Because it has to store all properties of all valid codepoints 0-0x10fff. It does it via perfect hashes for fastest lookup, not via space saving 3-level arrays as most others do.
I described various implementation strategies here : http://perl11.org/blog/foldcase.html
Many developers believe that that a case-insensitive comparison is achieved by mapping both strings being compared to either upper- or lowercase and then comparing the resulting bytes. The existence of functions such as ‘strcasecmp’ in some C libraries, for example, or common examples in programming books reinforces this belief:
if (strcmp(toupper(foo),toupper(bar))==0) { // a typical caseless comparison
which I guess should be C, but makes no sense at all. The standard functions toupper() and tolower() operate on single characters, not strings. Modifying entire strings in place and returning them also seems odd.
Also the text leading up to the code talks about strcasecmp(), but the code doesn't use it, and claims the existance of strcasecmp() proves that people like to smash the case of strings before comparing them. Of course, strcasecmp() is the exact opposite, it just does a case-insensitive comparison and doesn't say anything about how that is achieved.
Benchmarked? For one lookup, or for repeated lookups?
Hashes have terrible cache locality. Unicode itself has locality, with the greek characters generally separate from the chinese characters and so on. The tree-based and array-based methods take advantage of this locality.
Just guessing, but based on statistics of web pages in asian languages, most text comsists of mostly the lower code points, no matter the language. So then hash lookups end up being pretty much heavily biased towards small subsets of the data. And I wouldn't be surprised if cache sizes of modern processors comspire to accelerate this pretty lopsided distribution of accesses considerably.
I’ve always wondered whether, in the context of segmenting/layout-ing entire Unicode documents (or large streams where you’re willing to buffer kilobytes at a time, like browser page rendering), there’d be an efficiency win for Unicode processing, in:
1. detecting (either heuristically, or using in-band metadata like HTML “lang”) the set of languages in use in the document; and then
2. rewriting the internal representation of the received document/stream-chunk from “an array of codepoints” to “an array of pairs {language ID, offset within a language-specific tokens table}.”

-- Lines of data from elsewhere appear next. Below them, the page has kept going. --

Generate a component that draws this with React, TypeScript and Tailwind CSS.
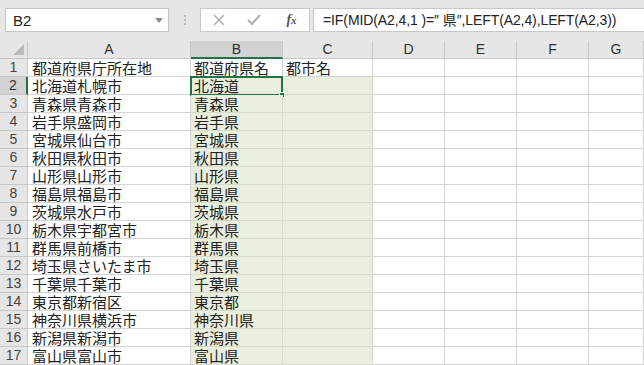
import React from "react";

const rows: [string, string, string][] = [
  ["都道府県庁所在地", "都道府県名", "都市名"],
  ["北海道札幌市", "北海道", ""],
  ["青森県青森市", "青森県", ""],
  ["岩手県盛岡市", "岩手県", ""],
  ["宮城県仙台市", "宮城県", ""],
  ["秋田県秋田市", "秋田県", ""],
  ["山形県山形市", "山形県", ""],
  ["福島県福島市", "福島県", ""],
  ["茨城県水戸市", "茨城県", ""],
  ["栃木県宇都宮市", "栃木県", ""],
  ["群馬県前橋市", "群馬県", ""],
  ["埼玉県さいたま市", "埼玉県", ""],
  ["千葉県千葉市", "千葉県", ""],
  ["東京都新宿区", "東京都", ""],
  ["神奈川県横浜市", "神奈川県", ""],
  ["新潟県新潟市", "新潟県", ""],
  ["富山県富山市", "富山県", ""],
];

const cols = ["A", "B", "C", "D", "E", "F", "G"];
const gridCols = "grid grid-cols-[28px_163px_92px_90px_72px_72px_72px_1fr]";
const cellFont = "font-['Noto_Sans_CJK_JP','Noto_Sans_CJK_SC',sans-serif]";

export default function App() {
  return (
    <div className="w-[644px] h-[365px] overflow-hidden bg-white relative font-['Liberation_Sans',Arial,sans-serif] text-[#222]">
      {/* formula bar */}
      <div className="h-[41px] bg-[#e6e6e6] flex items-start pt-[8px]">
        <div className="ml-[5px] w-[164px] h-[24px] bg-white border border-[#c8c8c8] flex items-center justify-between pl-[7px] pr-[5px]">
          <span className="text-[15px] leading-none text-[#222]">B2</span>
          <svg width="8" height="5" viewBox="0 0 8 5"><path d="M0 0 L8 0 L4 5 Z" fill="#8a8a8a" /></svg>
        </div>
        <div className="w-[31px] h-[24px] flex flex-col items-center justify-center gap-[2px]">
          <div className="w-[2px] h-[2px] bg-[#b4b4b4]" />
          <div className="w-[2px] h-[2px] bg-[#b4b4b4]" />
          <div className="w-[2px] h-[2px] bg-[#b4b4b4]" />
        </div>
        <div className="w-[110px] h-[24px] bg-white border border-[#c8c8c8] flex items-center">
          <div className="w-[36px] flex justify-center">
            <svg width="12" height="12" viewBox="0 0 12 12"><path d="M1 1 L11 11 M11 1 L1 11" stroke="#a8a8a8" strokeWidth="1.4" /></svg>
          </div>
          <div className="w-[33px] flex justify-center">
            <svg width="14" height="12" viewBox="0 0 14 12"><path d="M1 6 L5 10 L13 1" stroke="#b0b0b0" strokeWidth="2" fill="none" /></svg>
          </div>
          <div className="flex-1 flex justify-center pl-[4px]">
            <span className="font-['Liberation_Serif',serif] italic text-[14px] leading-none text-[#555] font-bold">f<span className="text-[11px]">x</span></span>
          </div>
        </div>
        <div className="ml-[3px] flex-1 h-[24px] bg-white border border-[#c8c8c8] border-r-0 flex items-center pl-[9px]">
          <span className="text-[14px] leading-none tracking-[-0.1px] font-['Liberation_Sans','Noto_Sans_CJK_JP',sans-serif] whitespace-nowrap">
            =IF(MID(A2,4,1 )=″ 県″,LEFT(A2,4),LEFT(A2,3))
          </span>
        </div>
      </div>

      {/* column headers */}
      <div className={`${gridCols} h-[18px] bg-[#e6e6e6]`}>
        <div className="relative border-r border-b border-[#c8c8c8] h-[18px]">
          <svg className="absolute right-[3px] bottom-[3px]" width="11" height="11" viewBox="0 0 11 11"><path d="M11 0 L11 11 L0 11 Z" fill="#b9b9b9" /></svg>
        </div>
        {cols.map((c) => (
          <div
            key={c}
            className={
              c === "B"
                ? "h-[18px] bg-[#d2d2d2] border-r border-[#c8c8c8] border-b-2 border-b-[#217346] flex items-center justify-center text-[14px] text-[#2b2b2b]"
                : "h-[18px] border-r border-b border-[#c8c8c8] flex items-center justify-center text-[14px] text-[#333]"
            }
          >
            {c}
          </div>
        ))}
        <div className="h-[18px] border-b border-[#c8c8c8]" />
      </div>

      {/* rows */}
      {rows.map((r, i) => {
        const rowNum = i + 1;
        const sel = rowNum >= 2;
        return (
          <div key={i} className={`${gridCols} h-[18px]`}>
            <div
              className={
                rowNum === 2
                  ? "h-[18px] bg-[#d2d2d2] border-r-2 border-r-[#217346] border-b border-b-[#c8c8c8] flex items-center justify-center text-[14px] text-[#333]"
                  : "h-[18px] bg-[#e6e6e6] border-r border-b border-[#c8c8c8] flex items-center justify-center text-[14px] text-[#444]"
              }
            >
              {rowNum}
            </div>
            <div className={`h-[18px] border-r border-b border-[#d4d4d4] pl-[4px] text-[15px] leading-[18px] whitespace-nowrap ${cellFont}`}>
              {r[0]}
            </div>
            <div
              className={`relative h-[18px] border-r border-b ${sel ? "bg-[#e9efdc] border-[#d6dccb]" : "border-[#d4d4d4]"} pl-[3px] text-[15px] leading-[18px] whitespace-nowrap ${cellFont}`}
            >
              {r[1]}
              {rowNum === 2 && (
                <div className="absolute -left-[1px] -top-[1px] w-[93px] h-[20px] border-2 border-[#217346]">
                  <div className="absolute -right-[4px] -bottom-[4px] w-[6px] h-[6px] bg-[#217346] border border-white" />
                </div>
              )}
            </div>
            <div
              className={`h-[18px] border-r border-b ${sel ? "bg-[#e9efdc] border-[#d6dccb]" : "border-[#d4d4d4]"} pl-[3px] text-[15px] leading-[18px] whitespace-nowrap ${cellFont}`}
            >
              {r[2]}
            </div>
            <div className="h-[18px] border-r border-b border-[#d4d4d4]" />
            <div className="h-[18px] border-r border-b border-[#d4d4d4]" />
            <div className="h-[18px] border-r border-b border-[#d4d4d4]" />
            <div className="h-[18px] border-r border-b border-[#d4d4d4]" />
            <div className="h-[18px] border-b border-[#d4d4d4]" />
          </div>
        );
      })}
    </div>
  );
}
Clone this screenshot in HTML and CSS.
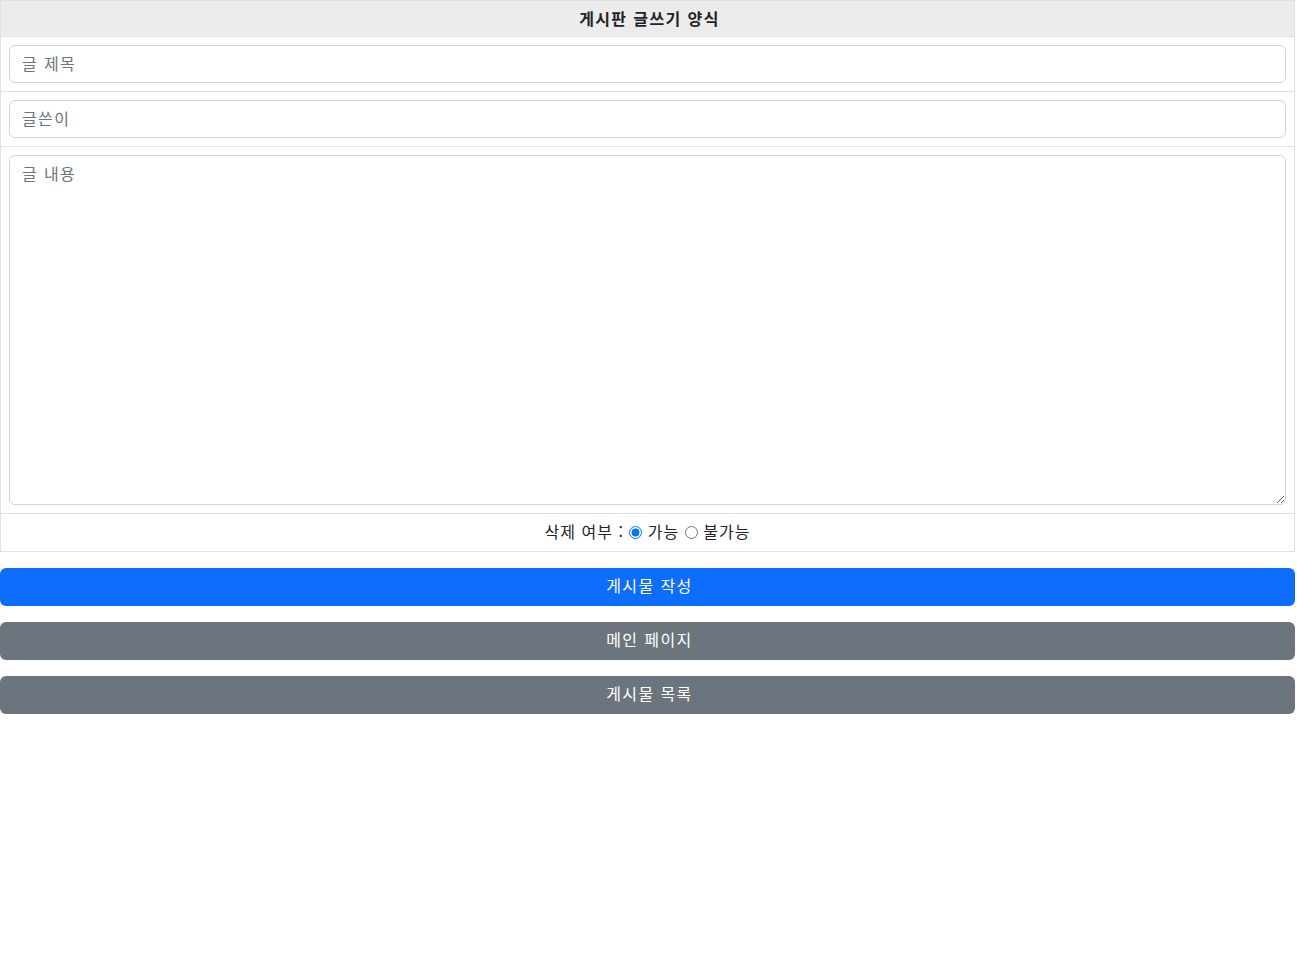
FILE: index.html
```html
<!DOCTYPE html>
<html lang="ko">
<head>
<meta charset="utf-8">
<title>게시판 글쓰기 양식</title>
<link rel="stylesheet" href="styles.css">
</head>
<body>
<div class="page">
  <form class="write-form">
    <table class="form-table">
      <thead>
        <tr><th class="head-cell">게시판 글쓰기 양식</th></tr>
      </thead>
      <tbody>
        <tr><td class="cell"><input class="form-control" type="text" placeholder="글 제목"></td></tr>
        <tr><td class="cell"><input class="form-control" type="text" placeholder="글쓴이"></td></tr>
        <tr><td class="cell"><textarea class="form-control area" placeholder="글 내용"></textarea></td></tr>
        <tr><td class="cell center">삭제 여부 : <input class="radio" type="radio" name="del" checked> 가능 <input class="radio" type="radio" name="del"> 불가능</td></tr>
      </tbody>
    </table>
    <div class="actions">
      <button type="button" class="btn btn-primary">게시물 작성</button>
      <button type="button" class="btn btn-secondary">메인 페이지</button>
      <button type="button" class="btn btn-secondary">게시물 목록</button>
    </div>
  </form>
</div>
</body>
</html>
```
FILE: styles.css
```css
* { box-sizing: border-box; }
html, body { margin: 0; padding: 0; background: #fff; }
body {
  font-family: "Noto Sans CJK KR", "Noto Sans", sans-serif;
  font-size: 16px;
  line-height: 1.5;
  color: #212529;
  letter-spacing: 1.4px;
}
.page { width: 1295px; }
.form-table {
  width: 100%;
  border-collapse: collapse;
  border: 1px solid #dee2e6;
}
.head-cell {
  background: #ececec;
  font-weight: 700;
  font-size: 16px;
  text-align: center;
  height: 36px;
  padding: 0 8px 2px 12px;
  border-bottom: 1px solid #dee2e6;
  vertical-align: middle;
}
.cell {
  padding: 8px;
  border-bottom: 1px solid #dee2e6;
  vertical-align: middle;
}
.center { text-align: center; height: 38px; padding: 2px 8px 5px; letter-spacing: 1px; }
.form-control {
  display: block;
  width: 100%;
  height: 38px;
  padding: 5px 12px 7px;
  font-family: inherit;
  font-size: 16px;
  line-height: 1.5;
  letter-spacing: 1.4px;
  color: #212529;
  background: #fff;
  border: 1px solid #ced4da;
  border-radius: 6px;
  outline: none;
}
.form-control::placeholder { color: #6c757d; opacity: 1; }
.area { height: 350px; resize: vertical; }
.radio { margin: 0; vertical-align: -1px; width: 13px; height: 13px; }
.actions {
  display: flex;
  flex-direction: column;
  gap: 16px;
  margin-top: 16px;
}
.btn {
  display: block;
  width: 100%;
  height: 38px;
  border: none;
  border-radius: 6px;
  color: #fff;
  font-family: inherit;
  font-size: 16px;
  line-height: 1.5;
  letter-spacing: 1.4px;
  padding: 4px 10px 8px 14px;
  cursor: pointer;
}
.btn-primary { background: #0d6efd; }
.btn-secondary { background: #6c757d; }
```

In other words, one could—with knowledge of which languages are in use in a document—denormalize the codepoints that are considered valid members of multiple languages’ alphabet/ideograph sets, into separate tokens for each language they appear in.
Each such token would “inherit” all the properties of the original Unicode codepoint it is a proxy for, but would only have to actually encode such properties as actually matter in the the language it’s a token of.
And, as well, each language would be able to set defaults for the properties of its tokens, such that the tokens would only have to encode the exceptions to the defaults; or there could even be language-specific functions for decoding each property, such that languages could Huffman-compress together the particular properties that apply to them, given known frequencies of those properties among its tokens, making it cheaper to decode properties of commonly-encountered tokens, at the expense of decoding time for rarely-encountered tokens.
And, of course, this would give each language’s tokens data locality, such that the CPU could keep only the data (or embodied decision trees) in cache, for the languages that it’s actually using.
Since each token would know what its codepoint is, so you could map this back to regular Unicode (e.g. UTF-8) when serializing it.
(Yes, I’m sort of talking about reimplementing code pages. But 1. they’d be code pages as materialized views of Unicode, and 2. you’d never expose the code-page representation to the world, only using it in your own text system.)
I don't know why ICU did it that way. libunistring did it a bit better, but they also are too big and not performant enough to power coreutils.
The best approach is currently a hybrid of 3-level arrays and a bsearch in a small list of exceptions. This is about 10x smaller and has the same performance. The properties can be boolean, int or strings, so there's no one-fits all solution.